İnanıyorum ki, ülkemizde, sendikal dönüşümü sağlayan kuruluşlarımız, toplumsal dönüşüme de katkıda bulunacak ve 21. yüz yılda yeniden Türk medeniyetinin tarihe damga vurmasına bir şekilde vesile olacaklardır. Toplumsal bilinçlenmeyi başlatacak, insanlarımızı yeniden yüksek hedeflere motive edecek, milletimizin özgüvenini tazeleyecek olanlar; milletimizin değerleriyle yön bulan sivil toplum kuruluşlarımız olacaktır.
İşte değerli okuyucular, bu gerçeklerin farkına vardığımızda; sendikalı olmayı, sendikal mücadelenin içerisinde bulunmayı bir de bu açıdan değerlendirdiğimizde, yaptığımız “İşin” ehemmiyetini daha iyi anlayabileceğiz.
Kendimizi küçük görmeyelim. Gücümüzün farkında olalım. Neler başarabileceğimizi görelim. Tarihin bizlere nasıl bir sorumluluk yüklediğinin şuurunda olalım.
Bu noktada henüz sendikalı olmamış eğitim çalışanlarına da seslenmek istiyorum:
Gelecekte nasıl hatırlanmak istiyorsunuz?
21. Yüz yılın lider ülkesinde yaşayacak nesillerinizin, sizi ve mücadelenizi minnet ve şükranla yad etmesini istemez misiniz?
Yaptıklarınızı, başardıklarınızı hayranlıkla seyretmesini; sizi, kendileri için bir idol olarak kabul etmelerini istemez misiniz?
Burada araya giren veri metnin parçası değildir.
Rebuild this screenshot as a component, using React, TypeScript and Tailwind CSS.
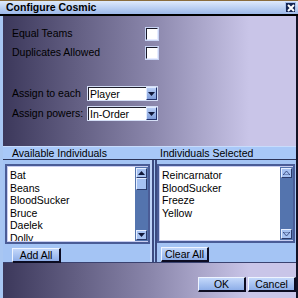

Onların yüksek hayallerini, rüyalarını sizin mücadelenizin süslemesini; fikirlerini ve eylemlerini sizin hayatınızla kutsamalarını arzulamaz mısınız?
“Keşke, bende…” diyerek sizin adanmışlığınızla özdeşleştirdikleri yaşam tarzlarını, çocuklarına bırakacakları en büyük mirasları olarak kabul etmelerini istemez misiniz?
Şerefli bir yaşam ve mücadeleyle tarihe iz bırakan adsız neferlerden birisi olmak sizin için yeter bir mükafat değil midir?
Kısacası;
Tozu dumana katanlardan mı; yoksa, tozu dumanı yutanlardan mı olmak istersiniz?